AB Dış İlişkiler ve Güvenlik Politikası Yüksek Temsilcisi Josep Borrell ve AB Komisyonu'nun kriz yönetimi ve insani yardımlardan sorumlu üyesi Janez Lenarcic tarafından yayımlanan ortak açıklamada, yaşanan son gelişmeler hatırlatılarak, Orta Doğu'daki gerilimin önüne geçilmesi gerektiği vurgulandı.

Birleşmiş Milletler (BM) Güvenlik Konseyi'nin 2728 sayılı kararı doğrultusunda Gazze'de acil ateşkes çağrısında bulunulan açıklamada, "Bu insani krizin daha da tırmanmasını ve sivil halk için felaketle sonuçlanabilecek, öngörülebilir ve önlenebilir sonuçları engellemek için Gazze'ye insani yardım akışının acilen ve engelsiz şekilde genişletilmesini talep ediyoruz." denildi.

"Gerekli düzeyde yardım ulaştırılmaması, yardıma muhtaç Filistinlilerin ölüm fermanıdır"

Açıklamada Gazze'de her geçen gün açlığın arttığı ve insani durumun felaket boyutuna ulaştığına dikkat çekilerek, "Şunu açıkça ifade etmek isteriz ki, gerekli düzeyde yardım ulaştırılmaması, yardıma muhtaç Filistinlilerin ölüm fermanıdır." vurgusu yapıldı.

Kıtlığın 1,1 milyon Filistinliyi tehdit ettiği ve Gazze'nin kuzeyinde 210 bin Filistinlinin açılık tehlikesiyle karşı karşıya olduğuna dair raporların bulunduğuna işaret edilen açıklamada, 7 Ekim 2023'ten bu yana bölgeye yeterli yardımın ulaştırılamamasının buna neden olduğu kaydedildi.

Açıklamada, yeterli miktarda insani yardımların Gazze'ye gönderilmek üzere hazır olduğunun ancak sınırlarda bekletildiğine işaret edilerek, söz konusu yardımların ihtiyaç sahiplerine ulaştırılmasına izin verilmesi gerektiğinin altı çizildi.

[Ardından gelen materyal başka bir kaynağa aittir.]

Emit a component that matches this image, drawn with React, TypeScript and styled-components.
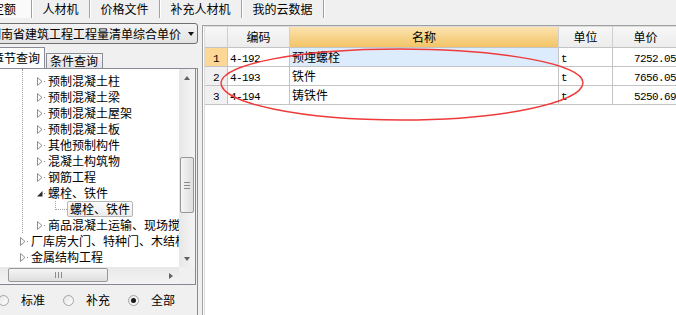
import React from 'react';
import styled, { createGlobalStyle } from 'styled-components';

const GlobalStyle = createGlobalStyle`
  html, body {
    margin: 0;
    padding: 0;
    background: #f0f0f0;
  }
  body {
    font-family: "Noto Sans CJK SC", "Noto Sans", sans-serif;
    font-size: 12px;
    color: #000;
  }
  * {
    box-sizing: border-box;
  }
`;

const Screen = styled.div`
  position: relative;
  width: 676px;
  height: 315px;
  overflow: hidden;
  background: #f0f0f0;
  display: flex;
  flex-direction: column;
`;

const TabBar = styled.div`
  display: flex;
  height: 18px;
  flex-shrink: 0;
`;

const TopTab = styled.div<{ $active?: boolean }>`
  padding: 0 10.5px;
  line-height: 18px;
  white-space: nowrap;
  border-right: 1px solid #a0a0a0;
  box-shadow: 1px 0 0 #fff;
  background: ${(p) => (p.$active ? '#fafafa' : 'transparent')};
`;

const FirstTab = styled(TopTab)`
  margin-left: -20px;
  padding: 0 15px 0 12px;
`;

const Main = styled.div`
  display: flex;
  flex: 1;
  min-height: 0;
`;

const LeftPanel = styled.div`
  width: 198px;
  flex-shrink: 0;
  display: flex;
  flex-direction: column;
  overflow: hidden;
  padding-top: 5px;
`;

const Combo = styled.div`
  height: 21px;
  margin-left: -14px;
  flex-shrink: 0;
  border: 1px solid #707070;
  border-radius: 3px;
  background: linear-gradient(#f3f3f3, #e3e3e3);
  display: flex;
  align-items: center;
  padding: 0 3px 0 2px;
`;

const ComboText = styled.span`
  line-height: 19px;
  white-space: nowrap;
`;

const ComboArrow = styled.span`
  margin-left: auto;
  width: 0;
  height: 0;
  border-left: 3.5px solid transparent;
  border-right: 3.5px solid transparent;
  border-top: 4px solid #111;
`;

const QueryTabs = styled.div`
  display: flex;
  align-items: flex-end;
  height: 21px;
  margin: 3px 0 0 -12px;
  flex-shrink: 0;
`;

const QueryTab = styled.div<{ $active?: boolean }>`
  height: ${(p) => (p.$active ? 21 : 15)}px;
  line-height: ${(p) => (p.$active ? 20 : 14)}px;
  margin-left: ${(p) => (p.$active ? 0 : 1)}px;
  padding: 0 4px 0 3px;
  border: 1px solid #898c95;
  border-bottom: none;
  white-space: nowrap;
  background: ${(p) => (p.$active ? '#fcfcfc' : 'linear-gradient(#f4f4f4, #e4e4e4)')};
`;

const TabPage = styled.div`
  flex: 1;
  min-height: 0;
  display: flex;
  flex-direction: column;
  border-top: 1px solid #898c95;
  border-right: 1px solid #898c95;
`;

const TreeBox = styled.div`
  display: flex;
  flex-direction: column;
  flex-shrink: 0;
  margin-right: 1px;
  border-right: 1px solid #828790;
  border-bottom: 1px solid #828790;
  background: #fff;
`;

const TreeBody = styled.div`
  display: flex;
  height: 198px;
`;

const TreeContent = styled.div`
  flex: 1;
  min-width: 0;
  overflow: hidden;
  white-space: nowrap;
`;

const Group = styled.div`
  margin-left: 22px;
  padding-top: 4px;
  border-left: 1px dotted #a0a0a0;
`;

const Row = styled.div<{ $indent: number }>`
  display: flex;
  align-items: center;
  height: 16px;
  padding-left: ${(p) => p.$indent}px;
  & > * {
    flex-shrink: 0;
  }
`;

const Label = styled.span`
  line-height: 16px;
`;

const ExpanderIcon = styled.svg`
  display: block;
  flex-shrink: 0;
`;

const Stub = styled.span`
  width: 1px;
  height: 1px;
  margin: 0 3px 0 1px;
  background: #8a8a8a;
`;

const Connector = styled.span`
  align-self: flex-start;
  width: 12px;
  height: 9px;
  margin-left: 32px;
  border-left: 1px dotted #a0a0a0;
  border-bottom: 1px dotted #a0a0a0;
`;

const SelectedItem = styled.span`
  height: 16px;
  line-height: 14px;
  padding: 0 2px;
  border: 1px solid #b5b5b5;
  border-radius: 2px;
  background: linear-gradient(#fbfbfb, #ececec);
`;

const VScroll = styled.div`
  width: 16px;
  flex-shrink: 0;
  display: flex;
  flex-direction: column;
  background: linear-gradient(to right, #e8e8e8, #f4f4f4);
`;

const ScrollButton = styled.div`
  width: 17px;
  height: 17px;
  flex-shrink: 0;
  display: flex;
  align-items: center;
  justify-content: center;
`;

const VButton = styled(ScrollButton)`
  width: 16px;
`;

const Arrow = styled.span<{ $dir: 'up' | 'down' | 'right' }>`
  width: 0;
  height: 0;
  ${(p) =>
    p.$dir === 'right'
      ? 'border-top: 3.5px solid transparent; border-bottom: 3.5px solid transparent; border-left: 4px solid #606060;'
      : `border-left: 3.5px solid transparent; border-right: 3.5px solid transparent; border-${
          p.$dir === 'up' ? 'bottom' : 'top'
        }: 4px solid #606060;`}
`;

const VThumb = styled.div`
  margin: 71px 1px 0;
  height: 56px;
  border: 1px solid #979797;
  border-radius: 2px;
  background: linear-gradient(to right, #f5f5f5, #dedede);
  display: flex;
  flex-direction: column;
  align-items: center;
  justify-content: center;
  gap: 2px;
`;

const Spacer = styled.div`
  flex: 1;
`;

const Grip = styled.span<{ $vertical?: boolean }>`
  width: ${(p) => (p.$vertical ? 1 : 6)}px;
  height: ${(p) => (p.$vertical ? 6 : 1)}px;
  background: #8c8c8c;
`;

const HScrollRow = styled.div`
  display: flex;
  height: 17px;
`;

const HTrack = styled.div`
  flex: 1;
  display: flex;
  align-items: flex-start;
  background: linear-gradient(#e8e8e8, #f4f4f4);
`;

const HThumb = styled.div`
  margin: 1px 0 0 8px;
  width: 100px;
  height: 14px;
  border: 1px solid #979797;
  border-radius: 2px;
  background: linear-gradient(#f5f5f5, #dedede);
  display: flex;
  align-items: center;
  justify-content: center;
  gap: 2px;
`;

const RightButton = styled(ScrollButton)`
  margin-left: auto;
`;

const Corner = styled.div`
  width: 16px;
  background: #f0f0f0;
`;

const RadioRow = styled.div`
  display: flex;
  align-items: center;
  height: 36px;
  margin-left: -2px;
`;

const RadioOption = styled.label`
  display: flex;
  align-items: center;
  margin-right: 18px;
`;

const RadioDot = styled.span<{ $checked?: boolean }>`
  width: 11px;
  height: 11px;
  border-radius: 50%;
  border: 1px solid #a4a4a4;
  background: linear-gradient(135deg, #e4e4e4, #ffffff);
  display: flex;
  align-items: center;
  justify-content: center;
  &::after {
    content: '';
    width: 5px;
    height: 5px;
    border-radius: 50%;
    background: ${(p) => (p.$checked ? '#1a1a1a' : 'transparent')};
  }
`;

const RadioText = styled.span`
  margin-left: 12px;
  line-height: 16px;
`;

const Splitter = styled.div`
  width: 4px;
  flex-shrink: 0;
`;

const RightPanel = styled.div`
  flex: 1;
  min-width: 0;
  margin-top: 7px;
  padding-left: 1px;
  border-top: 1px solid #a0a0a0;
  border-left: 1px solid #a0a0a0;
  background: #fff;
  overflow: hidden;
`;

const GridFrame = styled.div`
  height: 100%;
  border-top: 1px solid #dcdcdc;
  border-left: 1px solid #dcdcdc;
`;

const Grid = styled.div`
  display: grid;
  grid-template-columns: 23px 62px 269px 54px 66px;
  grid-template-rows: 21px;
  grid-auto-rows: 19px;
`;

const HeadCell = styled.div<{ $accent?: boolean }>`
  text-align: center;
  line-height: 20px;
  white-space: nowrap;
  overflow: hidden;
  border-right: 1px solid #d0d0d0;
  border-bottom: 1px solid #c4c4c4;
  background: ${(p) =>
    p.$accent ? 'linear-gradient(#fbe3b0, #f2c466)' : 'linear-gradient(#f7f7f7, #ececec)'};
`;

const NumCell = styled.div<{ $current?: boolean }>`
  text-align: center;
  line-height: 18px;
  border-right: 1px solid #c4c4c4;
  border-bottom: 1px solid #c4c4c4;
  background: ${(p) => (p.$current ? '#fcd796' : '#f0f0f0')};
`;

const Cell = styled.div<{ $selected?: boolean; $right?: boolean }>`
  padding: ${(p) => (p.$right ? '0 2px 0 0' : '0 0 0 2px')};
  text-align: ${(p) => (p.$right ? 'right' : 'left')};
  line-height: 18px;
  white-space: nowrap;
  overflow: hidden;
  border-right: 1px solid #c4c4c4;
  border-bottom: 1px solid #c4c4c4;
  background: ${(p) => (p.$selected ? '#dcecfc' : '#fff')};
`;

const Mono = styled.span`
  font-family: "Liberation Mono", monospace;
  font-size: 11px;
  letter-spacing: -0.6px;
`;

const Overlay = styled.svg`
  position: absolute;
  left: 0;
  top: 0;
  pointer-events: none;
`;

const Expander = ({ open }: { open?: boolean }) =>
  open ? (
    <ExpanderIcon width="6" height="9" viewBox="0 0 6 9">
      <path d="M5.5 2 L5.5 7.5 L0 7.5 Z" fill="#2a2a2a" />
    </ExpanderIcon>
  ) : (
    <ExpanderIcon width="6" height="9" viewBox="0 0 6 9">
      <path d="M0.5 0.5 L5 4.5 L0.5 8.5 Z" fill="#fff" stroke="#8e8e8e" />
    </ExpanderIcon>
  );

const tabs = ['人材机', '价格文件', '补充人材机', '我的云数据'];

const precast = [
  '预制混凝土柱',
  '预制混凝土梁',
  '预制混凝土屋架',
  '预制混凝土板',
  '其他预制构件',
  '混凝土构筑物',
  '钢筋工程',
];

const chapters = ['厂库房大门、特种门、木结构工程', '金属结构工程'];

const rows = [
  { code: '4-192', name: '预埋螺栓', unit: 't', price: '7252.05' },
  { code: '4-193', name: '铁件', unit: 't', price: '7656.05' },
  { code: '4-194', name: '铸铁件', unit: 't', price: '5250.69' },
];

const App = (): React.ReactElement => (
  <Screen>
    <GlobalStyle />
    <TabBar>
      <FirstTab $active>定额</FirstTab>
      {tabs.map((t) => (
        <TopTab key={t}>{t}</TopTab>
      ))}
    </TabBar>
    <Main>
      <LeftPanel>
        <Combo>
          <ComboText>湖南省建筑工程工程量清单综合单价</ComboText>
          <ComboArrow />
        </Combo>
        <QueryTabs>
          <QueryTab $active>章节查询</QueryTab>
          <QueryTab>条件查询</QueryTab>
        </QueryTabs>
        <TabPage>
          <TreeBox>
            <TreeBody>
              <TreeContent>
                <Group>
                  {precast.map((item) => (
                    <Row key={item} $indent={14}>
                      <Expander />
                      <Stub />
                      <Label>{item}</Label>
                    </Row>
                  ))}
                  <Row $indent={14}>
                    <Expander open />
                    <Stub />
                    <Label>螺栓、铁件</Label>
                  </Row>
                  <Row $indent={0}>
                    <Connector />
                    <SelectedItem>螺栓、铁件</SelectedItem>
                  </Row>
                  <Row $indent={14}>
                    <Expander />
                    <Stub />
                    <Label>商品混凝土运输、现场搅拌混凝土</Label>
                  </Row>
                </Group>
                {chapters.map((item) => (
                  <Row key={item} $indent={20}>
                    <Expander />
                    <Stub />
                    <Label>{item}</Label>
                  </Row>
                ))}
              </TreeContent>
              <VScroll>
                <VButton>
                  <Arrow $dir="up" />
                </VButton>
                <VThumb>
                  <Grip />
                  <Grip />
                  <Grip />
                </VThumb>
                <Spacer />
                <VButton>
                  <Arrow $dir="down" />
                </VButton>
              </VScroll>
            </TreeBody>
            <HScrollRow>
              <HTrack>
                <HThumb>
                  <Grip $vertical />
                  <Grip $vertical />
                  <Grip $vertical />
                </HThumb>
                <RightButton>
                  <Arrow $dir="right" />
                </RightButton>
              </HTrack>
              <Corner />
            </HScrollRow>
          </TreeBox>
          <RadioRow>
            <RadioOption>
              <RadioDot />
              <RadioText>标准</RadioText>
            </RadioOption>
            <RadioOption>
              <RadioDot />
              <RadioText>补充</RadioText>
            </RadioOption>
            <RadioOption>
              <RadioDot $checked />
              <RadioText>全部</RadioText>
            </RadioOption>
          </RadioRow>
        </TabPage>
      </LeftPanel>
      <Splitter />
      <RightPanel>
        <GridFrame>
          <Grid>
            <HeadCell />
            <HeadCell>编码</HeadCell>
            <HeadCell $accent>名称</HeadCell>
            <HeadCell>单位</HeadCell>
            <HeadCell>单价</HeadCell>
            {rows.map((r, i) => (
              <React.Fragment key={r.code}>
                <NumCell $current={i === 0}>
                  <Mono>{i + 1}</Mono>
                </NumCell>
                <Cell>
                  <Mono>{r.code}</Mono>
                </Cell>
                <Cell $selected={i === 0}>{r.name}</Cell>
                <Cell>
                  <Mono>{r.unit}</Mono>
                </Cell>
                <Cell $right>
                  <Mono>{r.price}</Mono>
                </Cell>
              </React.Fragment>
            ))}
          </Grid>
        </GridFrame>
      </RightPanel>
    </Main>
    <Overlay width="676" height="315" viewBox="0 0 676 315">
      <path
        d="M221 83 C222 64 300 49 400 49 C500 49 584 64 583 83 C582 103 500 120 402 120 C300 120 221 103 221 83 Z"
        fill="none"
        stroke="#ee3a3a"
        strokeWidth="1.4"
      />
    </Overlay>
  </Screen>
);

export default App;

İsrail'in Gazze'ye kara yoluyla engelsiz ve güvenli insani yardım girişini sağlama zorunluluğu olduğunun hatırlatıldığı açıklamada, "Tüm tarafları, uluslararası hukuk çerçevesindeki yükümlülüklerini yerine getirmeye çağırıyor, özellikle de işgalci güç olarak İsrail'in Gazze'deki Filistinlilerin temel ihtiyaçlarının karşılanmasını sağlama sorumluluğunu vurguluyoruz." ifadesi yer aldı.

"Kan dökme ve intikam döngüsünü sona erdirmek için derhal harekete geçilmeli"

Açıklamada, İsrail ordusunun 1 Nisan'da Gazze'deki Deyr el-Belah bölgesine düzenlediği ve Dünya Merkez Mutfağının (World Central Kitchen-WCK) 6'sı yabancı biri de Filistinli olmak üzere 7 çalışanın öldüğü saldırı hatırlatılarak, bu saldırının "insani yardım çalışanlarına yönelik diğer pek çok dehşet verici saldırıdan sadece bir tanesi olduğu" belirtildi.

İşgal altındaki Batı Şeria'da yasa dışı Yahudi yerleşimcilerin şiddetini durdurmak için İsrail'e harekete geçme çağrısı yapılan açıklamada, yerleşimcilerin şiddeti kınandı ve tüm faillerin sorumlu tutulması talep edildi.

Açıklamada, "Durumu yatıştırmak, kan dökme ve intikam döngüsünü sona erdirmek için derhal harekete geçilmesi gerekmektedir." denildi.

Borrell, X sosyal medya hesabından açıklamaya ilişkin yaptığı paylaşımda, Filistinlilerin insani yardım alma hakkı olduğunu vurgulayarak, "Orta Doğu'da yaşanan son gerginlik Gazze'yi unutturmamalı." mesajını paylaştı.